The finish on your packaging is one of the first things a customer feels before they ever read the label. Matte and gloss lamination create very different first impressions, and the choice affects everything from perceived price point to how well your box holds up in shipping.
This guide breaks down the real differences between matte and gloss finishes, where each one works best, and how to decide which fits your brand without overthinking it.

Quick Answer
Choose matte if you want a premium, understated look with good resistance to fingerprints and scuffs — it’s the go-to for cosmetics, jewelry, and high-end goods. Choose gloss if you need bright colors, high contrast, and moisture resistance, which suits food, beverage, and shelf-facing retail products competing for attention.
What Each Finish Actually Does
Gloss lamination is a shiny, reflective film applied over printed packaging. It boosts color saturation and contrast, so logos and photography look punchier under store lighting. It’s also more water- and spill-resistant, which is why it shows up so often on food and beverage packaging.
Matte lamination is a non-reflective coating that mutes colors slightly but adds a smooth, tactile feel and hides small surface imperfections in the substrate. It resists fingerprints, dirt, and scuffing better than gloss, since there’s no shine to show smudges. The tradeoff is that matte surfaces themselves scratch a little more easily than gloss, and are somewhat less water-resistant.
A third option worth knowing about is soft-touch (velvet) lamination — a step up from standard matte with a noticeably softer, suede-like feel. It reads as more premium than matte and holds up well against scuffing, but it costs more than either standard finish and, like matte, will show fingerprints over time on a heavily-handled retail item.
Matching the Finish to Your Product
Think about where the box lives and who touches it. If your product sits in direct light on an open shelf and needs to grab attention fast — snacks, beverages, toys, seasonal FMCG — gloss wins because the shine and color pop are hard to miss from a distance.
If you’re selling something where the packaging itself signals quality — skincare, cosmetics, jewelry, electronics, spirits — matte or soft-touch tends to read as more premium and sophisticated. The lack of glare also makes text easier to read under bright retail lighting, which matters for ingredient lists and instructions.
You don’t have to pick just one. A common hybrid is spot gloss over a matte base — for example, a glossy logo or barcode on an otherwise matte box. This keeps the premium matte feel while making the barcode easier to scan and the logo easier to spot.
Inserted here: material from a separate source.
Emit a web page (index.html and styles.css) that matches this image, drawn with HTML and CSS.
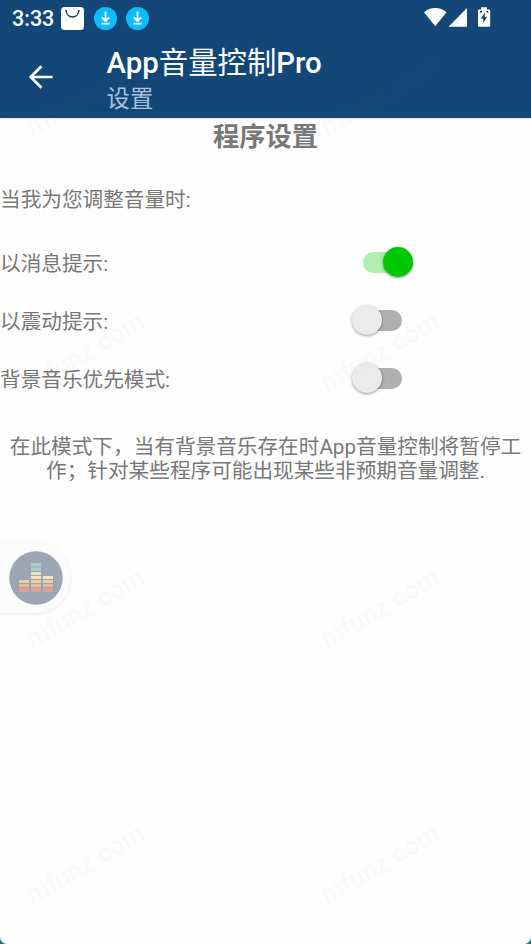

Cost is a secondary factor, but worth knowing: gloss lamination is typically the more budget-friendly of the two standard finishes, since matte film generally involves extra processing. Soft-touch costs more than both. In practice, the difference is usually modest, and it shrinks further once you’re ordering in bulk, so let brand fit drive the decision rather than a small per-unit gap.

Tips and Common Mistakes
Don’t choose a finish purely on trend — check it against your actual retail environment first. A matte box that looks stunning in product photography can disappear on a brightly lit, gloss-heavy shelf next to competitors.
Always ask your printer for a physical sample before committing to a full print run. Screens can’t show you how a matte finish feels in the hand or how gloss actually reflects under store lighting.
If your product ships loose in a box (rather than shrink-wrapped), lean toward the more scratch-resistant option for that particular finish family, since surface wear during transit is more visible on matte and soft-touch than people expect.
For high-handling retail items, remember that both matte and soft-touch will pick up visible fingerprints over time from repeated shelf handling — a fully glossy finish resists that specific wear pattern better, even though it shows scuffs differently.
Explore more: More packaging design guides.
Matte vs Gloss packaging finish FAQs
Is matte or gloss packaging more expensive?
Gloss lamination is generally the cheaper of the two standard finishes, since matte film typically requires extra processing. Soft-touch (velvet) lamination costs more than either. In bulk orders, the per-unit difference between matte and gloss is usually small.
Which finish is better for shipping and durability?
Gloss is more resistant to moisture and spills, making it a solid choice for food and beverage packaging. Matte resists fingerprints and smudges better but can scratch more easily than gloss, so the ‘better’ choice depends on which type of wear you’re trying to avoid.
Can I combine matte and gloss on the same package?
Yes — a popular hybrid is spot gloss (often called spot UV) applied over a matte base, commonly used to highlight a logo or make a barcode easier to scan while keeping the overall matte, premium feel.
What’s the difference between matte and soft-touch lamination?
Soft-touch (velvet) lamination is a step above standard matte, with a softer, suede-like texture that feels more premium. It costs more than matte and gloss, but delivers a stronger tactile impression, which many luxury and skincare brands use to differentiate on shelf.